The U.S. Army is also raising allegations in its filing regarding documentation that the owner of the Vegas Golden Knights is an Army veteran and he and/or associates have publicly referenced the U.S. Army as an impetus for their branding. This too on the surface might seem to strongly support the Army’s argument; however, I expect the USPTO will place little to no value on that subjective factor and instead maintain their focus on the key questions, which include: (a) Are the marks materially the same, or similar? (b) Is there a reasonable basis to expect a likelihood of confusion in the applicable marketplace(s) by the public – specifically, that consumers “are likely to assume that they come from a common source?”

Regarding the marks, it’s obvious that all three entities are using variants of a traditional “knight” suit – that favors the NHL team in my opinion, as no organization has the right to arbitrarily or broadly trademark a general image like a “knight” – rather the question becomes how similar or dissimilar are each individual stylized mark or special form? My snap judgment is that the USPTO will rule the respective marks are all sufficiently unique. A secondary consideration and point of protest by the U.S. Army will be the colors – again, are the respective colorings unique and does the U.S. Army or College of Saint Rose have a right to trademark white, black and gold in association with the term “Golden Knights?” I think the branch is going to have a difficult time prevailing on that argument – a cursory search of the internet disclosed various other sports and unrelated entities using the term “knight(s)” and those same black, gold and white colors.

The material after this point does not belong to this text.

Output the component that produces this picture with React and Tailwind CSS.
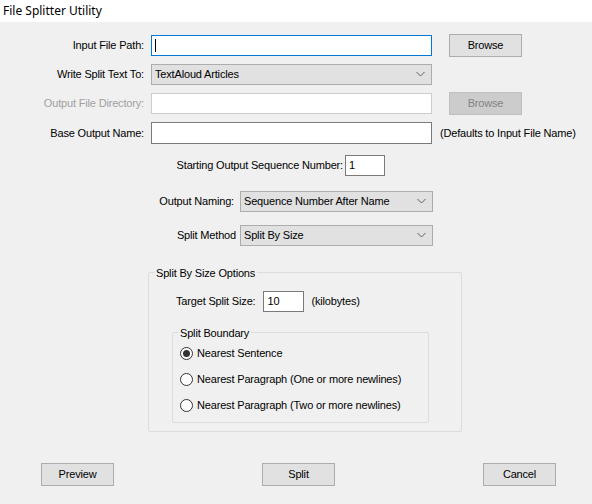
import React from "react";

function Chevron() {
  return (
    <svg width="9" height="6" viewBox="0 0 9 6" className="shrink-0">
      <path d="M0.5 1 L4.5 5 L8.5 1" fill="none" stroke="#606060" strokeWidth="1" />
    </svg>
  );
}

function Combo({ value, className }) {
  return (
    <div
      className={
        "h-[21px] bg-[#e1e1e1] border border-[#adadad] flex items-center justify-between pl-[3px] pr-[6px] " +
        className
      }
    >
      <span>{value}</span>
      <Chevron />
    </div>
  );
}

function Button({ children, disabled, className }) {
  return (
    <div
      className={
        "h-[23px] w-[73px] flex items-center justify-center border " +
        (disabled
          ? "bg-[#cccccc] border-[#bfbfbf] text-[#838383] "
          : "bg-[#e1e1e1] border-[#adadad] text-black ") +
        className
      }
    >
      {children}
    </div>
  );
}

function Radio({ checked, label }) {
  return (
    <div className="flex items-center h-[20px]">
      <div className="w-[13px] h-[13px] rounded-full border border-[#333333] bg-white flex items-center justify-center">
        {checked && <div className="w-[7px] h-[7px] rounded-full bg-[#333333]" />}
      </div>
      <span className="ml-[4px]">{label}</span>
    </div>
  );
}

export default function App() {
  return (
    <div
      className="w-[592px] h-[504px] bg-[#f0f0f0] text-[11px] tracking-[-0.17px] text-black overflow-hidden"
      style={{ fontFamily: '"Liberation Sans", Arial, sans-serif' }}
    >
      {/* TITLE BAR */}
      <div
        className="h-[22px] bg-white flex items-center pl-[3px] text-[12px] tracking-normal"
        style={{ fontFamily: '"Noto Sans", "Liberation Sans", sans-serif' }}
      >
        File Splitter Utility
      </div>

      {/* INPUT FILE PATH */}
      <div className="mt-[12px] h-[22px] flex items-center">
        <div className="w-[144px] text-right">Input File Path:</div>
        <div className="ml-[7px] w-[281px] h-[21px] bg-white border border-[#0078d7] flex items-center pl-[3px]">
          <div className="w-[1px] h-[13px] bg-black" />
        </div>
        <Button className="ml-[17px]">Browse</Button>
      </div>

      {/* WRITE SPLIT TEXT TO */}
      <div className="mt-[7px] h-[22px] flex items-center">
        <div className="w-[144px] text-right">Write Split Text To:</div>
        <Combo value="TextAloud Articles" className="ml-[7px] w-[281px]" />
      </div>

      {/* OUTPUT FILE DIRECTORY */}
      <div className="mt-[7px] h-[22px] flex items-center">
        <div className="w-[144px] text-right text-[#a0a0a0]">Output File Directory:</div>
        <div className="ml-[7px] w-[281px] h-[21px] bg-white border border-[#cccccc]" />
        <Button disabled className="ml-[17px]">
          Browse
        </Button>
      </div>

      {/* BASE OUTPUT NAME */}
      <div className="mt-[8px] h-[22px] flex items-center">
        <div className="w-[144px] text-right">Base Output Name:</div>
        <div className="ml-[7px] w-[281px] h-[22px] bg-white border border-[#7a7a7a]" />
        <span className="ml-[8px]">(Defaults to Input File Name)</span>
      </div>

      {/* STARTING SEQUENCE */}
      <div className="mt-[10px] h-[22px] flex items-center">
        <div className="w-[343px] text-right">Starting Output Sequence Number:</div>
        <div className="ml-[2px] w-[40px] h-[21px] bg-white border border-[#7a7a7a] flex items-center pl-[3px]">
          1
        </div>
      </div>

      {/* OUTPUT NAMING */}
      <div className="mt-[14px] h-[22px] flex items-center">
        <div className="w-[234px] text-right">Output Naming:</div>
        <Combo value="Sequence Number After Name" className="ml-[6px] w-[193px]" />
      </div>

      {/* SPLIT METHOD */}
      <div className="mt-[12px] h-[22px] flex items-center">
        <div className="w-[236px] text-right">Split Method</div>
        <Combo value="Split By Size" className="ml-[4px] w-[193px]" />
      </div>

      {/* SPLIT BY SIZE OPTIONS */}
      <div className="mt-[26px] ml-[148px] w-[314px] h-[160px] border border-[#dcdcdc] rounded-[2px] relative">
        <span className="absolute -top-[8px] left-[5px] px-[2px] bg-[#f0f0f0]">Split By Size Options</span>

        <div className="mt-[17px] h-[22px] flex items-center pl-[27px]">
          <span>Target Split Size:</span>
          <div className="ml-[8px] w-[41px] h-[21px] bg-white border border-[#7a7a7a] flex items-center pl-[3px]">
            10
          </div>
          <span className="ml-[7px]">(kilobytes)</span>
        </div>

        <div className="mt-[20px] ml-[23px] w-[257px] h-[91px] border border-[#dcdcdc] rounded-[2px] relative">
          <span className="absolute -top-[8px] left-[5px] px-[2px] bg-[#f0f0f0]">Split Boundary</span>
          <div className="pt-[10px] pl-[7px] flex flex-col gap-[6px]">
            <Radio checked label="Nearest Sentence" />
            <Radio label="Nearest Paragraph (One or more newlines)" />
            <Radio label="Nearest Paragraph (Two or more newlines)" />
          </div>
        </div>
      </div>

      {/* BOTTOM BUTTONS */}
      <div className="mt-[31px] flex items-center">
        <Button className="ml-[41px] w-[72px]">Preview</Button>
        <Button className="ml-[148px] w-[72px]">Split</Button>
        <Button className="ml-[148px] w-[72px]">Cancel</Button>
      </div>
    </div>
  );
}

The term (standard character) “Golden Knights” might present the strongest argument; conversely, there appear to be numerous other examples of pre-existing trade usage of the term, including in sports, and each has a differentiating prefacing word – i.e., “Vegas,” “U.S. Army,” and “College of Saint Rose.” Certainly the basis for the U.S. Army’s and College of Saint Rose’s objections largely center around the high profile publicity that the NHL team has garnered in short order, which has far exceeded the visibility and brand awareness of their own marks and usage of such. Another analogy with some applicability might be the NFL “New York Giants” and the MLB “San Francisco Giants”. There is a lengthy and diverse history of multiple trade usage of same character marks with similar special form marks, particularly in sports – my alma mater Villanova University (“Wildcats”) is a great example and there are myriad examples of “Wildcats” with very similar name and logos operating within the exact same industry/segment (NCAA Division 1 athletics). A non-NHL or sports fan likely wouldn’t readily recognize the “Vegas Golden Knights”, particularly given they are a new expansion team in the league – and reciprocally, I would venture to say a vast majority of the population outside of Albany, NY, the parachute/skydiving industry or U.S. Army couldn’t identify the “U.S. Army Golden Knights” or “College of Saint Rose Golden Knights” by their marks or names.

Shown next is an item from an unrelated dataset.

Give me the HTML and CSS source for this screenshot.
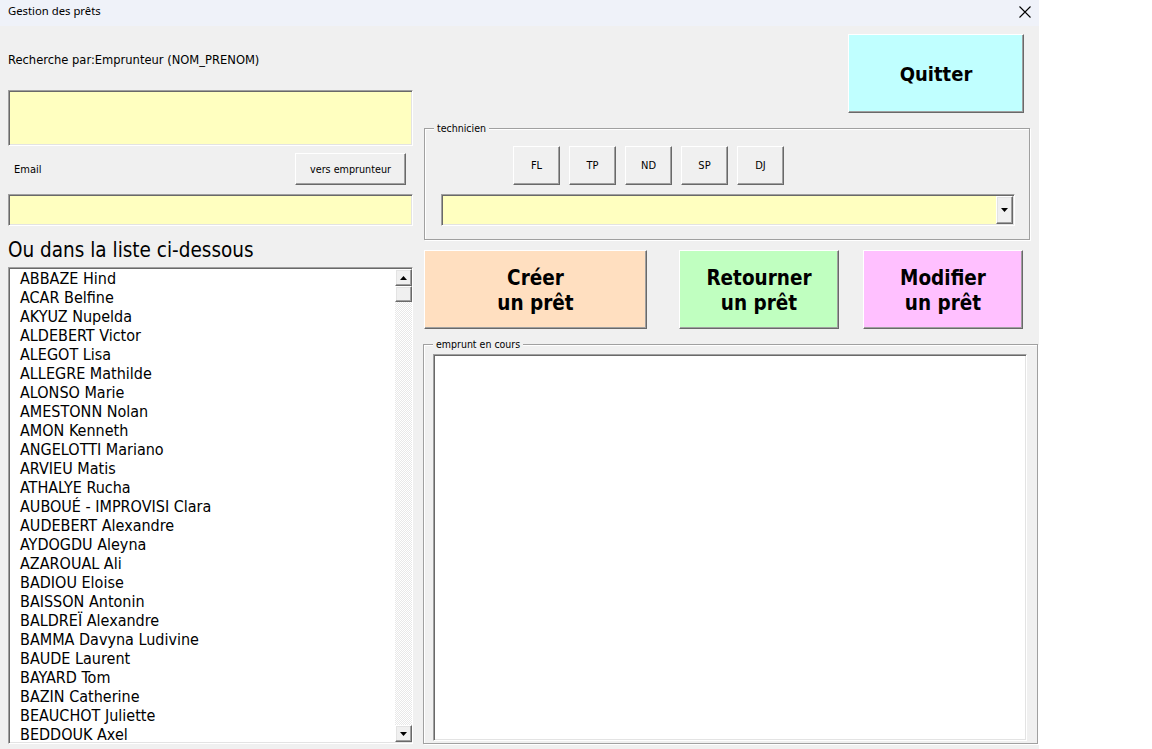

An interesting sidebar to these claims is that hypothetically if the TTAB sided with the U.S. Army, one might expect that to secondarily translate into substantiated trademark claims by the branch or rulings by the TTAB against the College – and/or possibly other entities unrelated to these specific matters?

As a veteran marketer, non-attorney legal and contract specialist and business executive who values integrity of rights, and has familiarity with trademarking matters, my personal inclination is to empathize with the protesting parties on multiple counts; however, practically speaking, based on the policy/case precedent, standards for judgment, initial filings, and a cursory review of the matters, I would expect the NHL Vegas “Golden Knights” to ultimately prevail in this dispute. And even if the totality of the analysis by TTAB concludes there is basis for confusion, that does not mean the NHL team has to summarily abandon their marks either – a simple shift or modification might be compelled involving the word “Golden” for the standard character form of the mark, or a modification of the special form (logo) – for example, incorporating a hockey puck or stick in any manner into the Vegas Golden Knights logo would have made it much “stronger” to begin with, another criteria the USPTO and TTAB evaluate.

Nonetheless, this is a fascinating case involving unique parties to follow regardless of the outcome. And on a more positive note, ultimately, it’s fair to argue that ALL of the parties involved in this dispute are gaining substantial publicity and exposure for their own brand and programs!